Final checklist before you bluff
- Do you have a consistent story from preflop to river?
- Is your target likely to fold given their tendencies?
- Does the board texture support your representation?
- Is your bet size appropriate to generate fold equity without overcommitting?
If you can answer “yes” to most of these, your odds of a successful bluff increase substantially.
Conclusion
Bluffing is a nuanced combination of psychology, mathematics, and storytelling. Mastering it requires patience, observation, and disciplined practice. Use the principles in this article—target the right opponents, tell a consistent story, size bets appropriately, and practice in low-stakes settings—so your bluffs become tools of strategy rather than acts of desperation.

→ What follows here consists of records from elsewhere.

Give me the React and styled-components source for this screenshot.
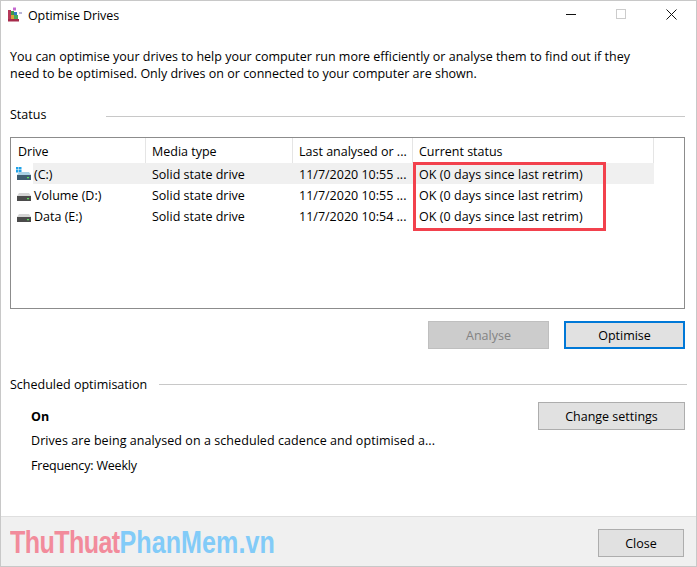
import React from 'react';
import styled, { createGlobalStyle } from 'styled-components';

const GlobalStyle = createGlobalStyle`
  html, body {
    margin: 0;
    padding: 0;
    background: #fff;
  }
  body {
    font-family: 'Open Sans', 'Noto Sans', sans-serif;
    font-size: 12.5px;
    color: #000;
  }
`;

const columns = [
  { label: 'Drive', width: 135 },
  { label: 'Media type', width: 147 },
  { label: 'Last analysed or ...', width: 120 },
  { label: 'Current status', width: 241 },
];

const drives = [
  { name: '(C:)', system: true, date: '11/7/2020 10:55 ...' },
  { name: 'Volume (D:)', date: '11/7/2020 10:55 ...' },
  { name: 'Data (E:)', date: '11/7/2020 10:54 ...' },
];

const AppIcon = () => (
  <svg width='16' height='16' viewBox='0 0 16 16'>
    <path d='M1 3h3v10H1z' fill='#b5395a' />
    <path d='M1 12h11v2.5H1z' fill='#a62b4b' />
    <path d='M4 4h3v4H4z' fill='#3f9a4a' />
    <path d='M7 5h3v3H7z' fill='#2f7fc1' />
    <path d='M4 8h3v4H4z' fill='#d9a437' />
    <path d='M7 8h4v4H7z' fill='#49a85a' />
    <path d='M6 0.500h3v3H6z' fill='#c56ad0' />
    <path d='M12 5h3v2h-3z' fill='#b9b6d8' />
  </svg>
);

const DriveIcon = ({ system }) => (
  <svg width='16' height='16' viewBox='0 0 16 16'>
    {system && (
      <path
        d='M0 1h2.500v2.500H0zM3 1h2.500v2.500H3zM0 4h2.500v2.500H0zM3 4h2.500v2.500H3z'
        fill='#1fa2e8'
      />
    )}
    <path d='M3 6h10l2 3H1z' fill={system ? '#a9d0e4' : '#d5d5d5'} />
    <path d='M1 9h14v5H1z' fill={system ? '#3d5c70' : '#4b4b4b'} />
    <path d='M11 11h2v1.200h-2z' fill='#5be05b' />
  </svg>
);

const App = () => {
  return (
    <>
      <GlobalStyle />
      <Window>
        <TitleBar>
          <AppIcon />
          <Title>Optimise Drives</Title>
          <WindowControls>
            <Minimise />
            <Maximise />
            <svg width='11' height='11' viewBox='0 0 11 11'>
              <path d='M.5.5l10 10M10.5.5l-10 10' stroke='#111' fill='none' />
            </svg>
          </WindowControls>
        </TitleBar>
        <Content>
          <Intro>
            You can optimise your drives to help your computer run more
            efficiently or analyse them to find out if they
            <br />
            need to be optimised. Only drives on or connected to your computer
            are shown.
          </Intro>
          <SectionHeading $gap={60} $lineOffset={4}>
            Status
          </SectionHeading>
          <DriveTable>
            <HeaderRow>
              {columns.map((col) => (
                <HeaderCell key={col.label} $width={col.width}>
                  {col.label}
                </HeaderCell>
              ))}
            </HeaderRow>
            <Rows>
              {drives.map((drive, i) => (
                <Row key={drive.name}>
                  <NameCell $selected={i === 0}>
                    <DriveIcon system={drive.system} />
                    <span>{drive.name}</span>
                  </NameCell>
                  <Cell $width={147} $selected={i === 0}>
                    Solid state drive
                  </Cell>
                  <Cell $width={120} $selected={i === 0}>
                    {drive.date}
                  </Cell>
                  <StatusCell $width={241} $selected={i === 0}>
                    OK (0 days since last retrim)
                  </StatusCell>
                </Row>
              ))}
              <Highlight />
            </Rows>
          </DriveTable>
          <ActionRow>
            <Button $disabled>Analyse</Button>
            <Button $focused>Optimise</Button>
          </ActionRow>
          <SectionHeading $gap={12} $scheduled>
            Scheduled optimisation
          </SectionHeading>
          <Schedule>
            <ScheduleText>
              <strong>On</strong>
              <Description>
                Drives are being analysed on a scheduled cadence and optimised a...
              </Description>
              <Frequency>Frequency: Weekly</Frequency>
            </ScheduleText>
            <SettingsButton>Change settings</SettingsButton>
          </Schedule>
        </Content>
        <Footer>
          <Brand>
            <Pink>ThuThuat</Pink>
            <Blue>PhanMem.vn</Blue>
          </Brand>
          <CloseButton>Close</CloseButton>
        </Footer>
      </Window>
    </>
  );
};

const Window = styled.div`
  box-sizing: border-box;
  display: flex;
  flex-direction: column;
  width: 697px;
  height: 567px;
  border: 1px solid #c8c8c8;
  overflow: hidden;
  background: #fff;
`;
const TitleBar = styled.div`
  box-sizing: border-box;
  display: flex;
  align-items: center;
  flex: none;
  height: 30px;
  padding: 0 0 2px 6px;
  gap: 5px;
`;
const Title = styled.div`
  font-size: 12.5px;
  letter-spacing: -0.1px;
`;
const WindowControls = styled.div`
  display: flex;
  align-items: center;
  gap: 40px;
  margin-left: auto;
  padding: 0 19px 2px 0;
`;
const Minimise = styled.div`
  width: 10px;
  height: 1px;
  background: #111;
`;
const Maximise = styled.div`
  box-sizing: border-box;
  width: 10px;
  height: 10px;
  border: 1px solid #ccc;
`;
const Content = styled.div`
  flex: 1;
  display: flex;
  flex-direction: column;
  padding: 17px 11px 0 9px;
`;
const Intro = styled.p`
  margin: 0;
  line-height: 17px;
  white-space: nowrap;
`;
const SectionHeading = styled.div`
  display: flex;
  align-items: center;
  gap: ${(p) => p.$gap}px;
  height: 18px;
  margin-top: ${(p) => (p.$scheduled ? '26px' : '23px')};
  margin-right: ${(p) => (p.$scheduled ? '-2px' : '0')};
  &::after {
    content: '';
    flex: 1;
    height: 1px;
    margin-top: ${(p) => p.$lineOffset || 0}px;
    background: #c8c8c8;
  }
`;
const DriveTable = styled.div`
  box-sizing: border-box;
  height: 172px;
  margin-top: 14px;
  border: 1px solid #8c8c8c;
`;
const HeaderRow = styled.div`
  display: flex;
  height: 25px;
`;
const HeaderCell = styled.div`
  box-sizing: border-box;
  width: ${(p) => p.$width}px;
  padding: 1px 0 0 6px;
  line-height: 25px;
  border-right: 1px solid #e5e5e5;
  &:first-child {
    padding-left: 7px;
  }
`;
const Rows = styled.div`
  position: relative;
`;
const Row = styled.div`
  display: flex;
  height: 21px;
  line-height: 21px;
`;
const NameCell = styled.div`
  display: flex;
  width: 135px;
  box-sizing: border-box;
  padding-left: 5px;
  align-items: center;
  gap: 2px;
  background: ${(p) =>
    p.$selected ? 'linear-gradient(to right, #fff 22px, #f0f0f0 22px)' : 'none'};
  svg {
    margin-top: 1px;
  }
  span {
    padding-top: 1px;
  }
`;
const Cell = styled.div`
  box-sizing: border-box;
  width: ${(p) => p.$width}px;
  padding: 1px 0 0 6px;
  white-space: nowrap;
  background: ${(p) => (p.$selected ? '#f0f0f0' : 'none')};
`;
const StatusCell = styled(Cell)`
  letter-spacing: 0.07px;
`;
const Highlight = styled.div`
  position: absolute;
  box-sizing: border-box;
  left: 402px;
  top: -1px;
  width: 193px;
  height: 69px;
  border: 3px solid #f2414d;
`;
const ActionRow = styled.div`
  display: flex;
  justify-content: flex-end;
  gap: 15px;
  margin-top: 12px;
`;
const Button = styled.div`
  box-sizing: border-box;
  display: flex;
  align-items: center;
  justify-content: center;
  width: 121px;
  height: 28px;
  background: ${(p) => (p.$disabled ? '#cccccc' : '#e1e1e1')};
  color: ${(p) => (p.$disabled ? '#838383' : '#000')};
  border: ${(p) => (p.$focused ? '2px solid #0078d7' : '1px solid #bfbfbf')};
`;
const Schedule = styled.div`
  display: flex;
  justify-content: space-between;
  align-items: flex-start;
  margin-top: 9px;
  padding-left: 21px;
`;
const ScheduleText = styled.div`
  padding-top: 5px;
  strong {
    display: block;
    line-height: 19px;
    font-weight: 700;
  }
`;
const Description = styled.p`
  margin: 4px 0 0;
  line-height: 21px;
  letter-spacing: 0.07px;
`;
const Frequency = styled.p`
  margin: 4px 0 0;
  line-height: 21px;
  letter-spacing: -0.18px;
`;
const SettingsButton = styled.div`
  box-sizing: border-box;
  display: flex;
  align-items: center;
  justify-content: center;
  width: 147px;
  height: 28px;
  background: #e1e1e1;
  border: 1px solid #adadad;
`;
const Footer = styled.div`
  flex: none;
  display: flex;
  align-items: center;
  justify-content: space-between;
  box-sizing: border-box;
  height: 50px;
  padding: 3px 12px 0 9px;
  background: #f0f0f0;
  border-top: 1px solid #dfdfdf;
`;
const Brand = styled.div`
  font-family: 'Liberation Sans', sans-serif;
  font-weight: 700;
  font-size: 31px;
  white-space: nowrap;
  width: 265px;
  transform: scaleX(0.81);
  transform-origin: left center;
`;
const Pink = styled.span`
  color: #f28b9b;
  letter-spacing: -0.75px;
`;
const Blue = styled.span`
  color: #82cbf8;
  letter-spacing: 0.07px;
`;
const CloseButton = styled.div`
  box-sizing: border-box;
  display: flex;
  align-items: center;
  justify-content: center;
  width: 86px;
  height: 28px;
  background: #e1e1e1;
  border: 1px solid #adadad;
`;

export default App;
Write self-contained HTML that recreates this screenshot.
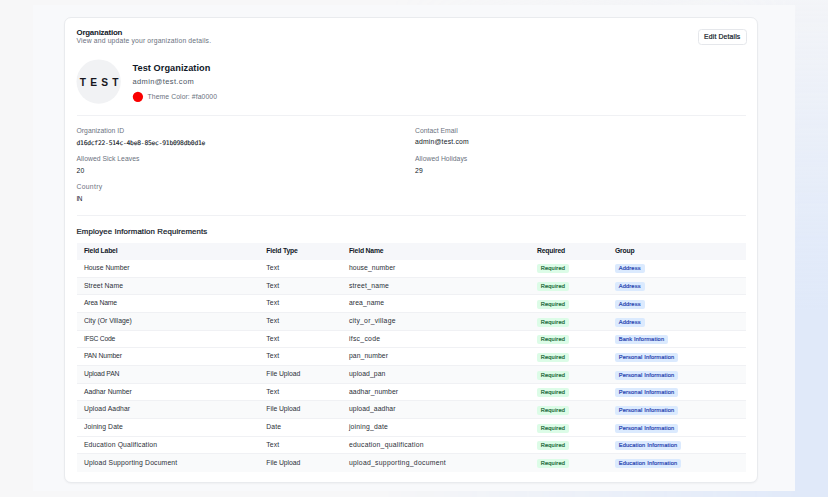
<!DOCTYPE html>
<html lang="en">
<head>
<meta charset="utf-8">
<title>Organization</title>
<style>
*{box-sizing:border-box;margin:0;padding:0}
html,body{width:828px;height:497px;overflow:hidden}
body{font-family:"Liberation Sans",sans-serif;color:#111827;background:#f7f7f8;position:relative}
.tint{position:absolute;left:0;top:0;width:828px;height:497px;-webkit-mask-image:linear-gradient(to right,transparent 380px,rgba(0,0,0,.5) 600px,#000 800px);mask-image:linear-gradient(to right,transparent 380px,rgba(0,0,0,.5) 600px,#000 800px)}
.tint i{display:block;width:100%;height:100%;background:linear-gradient(to bottom,rgba(224,233,249,.15) 0,rgba(224,233,249,.55) 125px,rgba(224,233,249,.92) 250px,#e0e9f9 310px)}
.panel{position:absolute;left:33px;top:5px;width:762px;height:486px;background:#f8f9fb}
.card{position:absolute;left:64px;top:17px;width:694px;height:466px;background:#fff;border:1px solid #e9ebee;border-radius:7px;box-shadow:0 1px 2px rgba(0,0,0,.04)}
.abs{position:absolute;white-space:nowrap;line-height:1}
.h1{left:76.5px;top:28.9px;font-size:7.9px;font-weight:700;letter-spacing:-.22px;color:#111827}
.sub{left:76.5px;top:37.6px;font-size:6.8px;letter-spacing:.16px;color:#6b7280}
.btn{position:absolute;left:698px;top:29px;width:48.5px;height:15.5px;border:1px solid #e5e7eb;border-radius:3.5px;background:#fff;font-size:6.8px;font-weight:400;-webkit-text-stroke:.2px #111827;letter-spacing:.16px;text-align:center;line-height:14px;color:#111827}
.shapes{position:absolute;left:0;top:0}
.logo{left:79.7px;top:77.6px;font-size:10.2px;font-weight:700;letter-spacing:4.25px;color:#16161d}
.name{left:132.5px;top:63.8px;font-size:9.2px;font-weight:700;letter-spacing:.06px}
.email{left:132.5px;top:78.1px;font-size:7.5px;letter-spacing:.37px;color:#4b5563}
.theme{left:147.6px;top:93.6px;font-size:6.8px;letter-spacing:.09px;color:#6b7280}
.hr{position:absolute;left:76.5px;width:669.5px;height:1px;background:#f0f1f4}
.lbl{font-size:6.8px;letter-spacing:.03px;color:#6b7280}
.val{font-size:6.8px;letter-spacing:.2px;color:#111827}
.mono{font-family:"DejaVu Sans Mono","Liberation Mono",monospace;font-size:6.3px;letter-spacing:-.218px;-webkit-text-stroke:.12px #111827;color:#111827}
.h2{left:76.5px;top:228px;font-size:7.8px;font-weight:400;-webkit-text-stroke:.22px #111827;letter-spacing:.13px}
table{position:absolute;left:76.5px;top:242.5px;width:669.5px;border-collapse:collapse;table-layout:fixed;font-size:6.9px}
th{height:17.1px;background:#f6f7fa;text-align:left;font-weight:700;font-size:6.8px;letter-spacing:-.18px;color:#111827;padding:0 0 1px}
td{height:17.68px;padding:0 0 2px;color:#2c3038;font-size:6.8px;letter-spacing:.1px;border-bottom:1px solid #f0f1f4}
tr.g td{background:#f9fafb}
tr:last-child td{border-bottom:0}
th:first-child,td:first-child{padding-left:7.4px}
.b{display:inline-block;position:relative;top:1.7px;font-size:5.7px;font-weight:400;letter-spacing:.16px;line-height:9.1px;height:9.1px;padding:0 4px 0 3.7px;border-radius:2px;vertical-align:middle}
.gr{background:#dcfce7;color:#166534;-webkit-text-stroke:.18px #166534}
.bl{background:#dbeafe;color:#1e40af;-webkit-text-stroke:.18px #1e40af}
</style>
</head>
<body>
<div class="tint"><i></i></div>
<div class="panel"></div>
<div class="card"></div>
<div class="abs h1">Organization</div>
<div class="abs sub">View and update your organization details.</div>
<div class="btn">Edit Details</div>
<svg class="shapes" width="828" height="497" viewBox="0 0 828 497"><circle cx="98.65" cy="81.55" r="22.15" fill="#f1f2f4"/><circle cx="137.9" cy="96.85" r="5.15" fill="#fa0000"/></svg>
<div class="abs logo">TEST</div>
<div class="abs name">Test Organization</div>
<div class="abs email">admin@test.com</div>
<div class="abs theme">Theme Color: #fa0000</div>
<div class="hr" style="top:114.5px"></div>
<div class="abs lbl" style="left:76.5px;top:127.5px">Organization ID</div>
<div class="abs mono" style="left:76.5px;top:140.1px">d16dcf22-514c-4be8-85ec-91b098db0d1e</div>
<div class="abs lbl" style="left:76.5px;top:155.5px">Allowed Sick Leaves</div>
<div class="abs val" style="left:76.5px;top:167.6px">20</div>
<div class="abs lbl" style="left:76.5px;top:183.7px;letter-spacing:.3px">Country</div>
<div class="abs val" style="left:76.5px;top:196px;letter-spacing:-.5px;font-size:6.4px">IN</div>
<div class="abs lbl" style="left:415px;top:127.5px">Contact Email</div>
<div class="abs val" style="left:415px;top:139.4px">admin@test.com</div>
<div class="abs lbl" style="left:415px;top:155.5px">Allowed Holidays</div>
<div class="abs val" style="left:415px;top:167.6px">29</div>
<div class="hr" style="top:214.5px"></div>
<div class="abs h2">Employee Information Requirements</div>
<table>
<colgroup><col style="width:189.8px"><col style="width:82.6px"><col style="width:188.1px"><col style="width:78px"><col></colgroup>
<thead><tr><th>Field Label</th><th>Field Type</th><th>Field Name</th><th>Required</th><th>Group</th></tr></thead>
<tbody>
<tr><td style="letter-spacing:0px">House Number</td><td>Text</td><td>house_number</td><td><span class="b gr">Required</span></td><td><span class="b bl">Address</span></td></tr>
<tr class="g"><td>Street Name</td><td>Text</td><td style="letter-spacing:0.22px">street_name</td><td><span class="b gr">Required</span></td><td><span class="b bl">Address</span></td></tr>
<tr><td style="letter-spacing:-0.14px">Area Name</td><td>Text</td><td>area_name</td><td><span class="b gr">Required</span></td><td><span class="b bl">Address</span></td></tr>
<tr class="g"><td style="letter-spacing:0px">City (Or Village)</td><td>Text</td><td style="letter-spacing:0.25px">city_or_village</td><td><span class="b gr">Required</span></td><td><span class="b bl">Address</span></td></tr>
<tr><td style="letter-spacing:-0.28px">IFSC Code</td><td>Text</td><td style="letter-spacing:0.31px">ifsc_code</td><td><span class="b gr">Required</span></td><td><span class="b bl">Bank Information</span></td></tr>
<tr><td style="letter-spacing:-0.17px">PAN Number</td><td>Text</td><td>pan_number</td><td><span class="b gr">Required</span></td><td><span class="b bl">Personal Information</span></td></tr>
<tr class="g"><td style="letter-spacing:-0.14px">Upload PAN</td><td style="letter-spacing:-0.03px">File Upload</td><td>upload_pan</td><td><span class="b gr">Required</span></td><td><span class="b bl">Personal Information</span></td></tr>
<tr><td style="letter-spacing:-0.01px">Aadhar Number</td><td>Text</td><td>aadhar_number</td><td><span class="b gr">Required</span></td><td><span class="b bl">Personal Information</span></td></tr>
<tr class="g"><td>Upload Aadhar</td><td style="letter-spacing:-0.03px">File Upload</td><td>upload_aadhar</td><td><span class="b gr">Required</span></td><td><span class="b bl">Personal Information</span></td></tr>
<tr><td>Joining Date</td><td>Date</td><td style="letter-spacing:0.2px">joining_date</td><td><span class="b gr">Required</span></td><td><span class="b bl">Personal Information</span></td></tr>
<tr><td style="letter-spacing:0.165px">Education Qualification</td><td>Text</td><td style="letter-spacing:0.25px">education_qualification</td><td><span class="b gr">Required</span></td><td><span class="b bl">Education Information</span></td></tr>
<tr class="g"><td style="letter-spacing:0.165px">Upload Supporting Document</td><td style="letter-spacing:-0.03px">File Upload</td><td style="letter-spacing:0.29px">upload_supporting_document</td><td><span class="b gr">Required</span></td><td><span class="b bl">Education Information</span></td></tr>
</tbody>
</table>
</body>
</html>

With deliberate practice and reflective learning, you’ll turn uncertain moments into profitable edges at the table.
FAQs
Q: How often should I bluff?
A: There’s no fixed number. Bluff frequency depends on table dynamics, stack sizes, and opponents. Focus on quality over quantity.
Q: Is bluffing more effective online or live?
A: Both have advantages. Live play offers physical tells; online play relies on timing and patterns. Adjust techniques to the platform.
Q: Can beginners bluff successfully?
A: Yes—if they choose spots carefully and practice. Beginners should prioritize learning ranges and choosing opponents who fold frequently.
Author’s note: These insights come from years of playing across formats and continual study of strategy and human behavior. By building a repeatable process around observation, practice, and reflection, you can make bluffing a reliable part of your game rather than a gamble.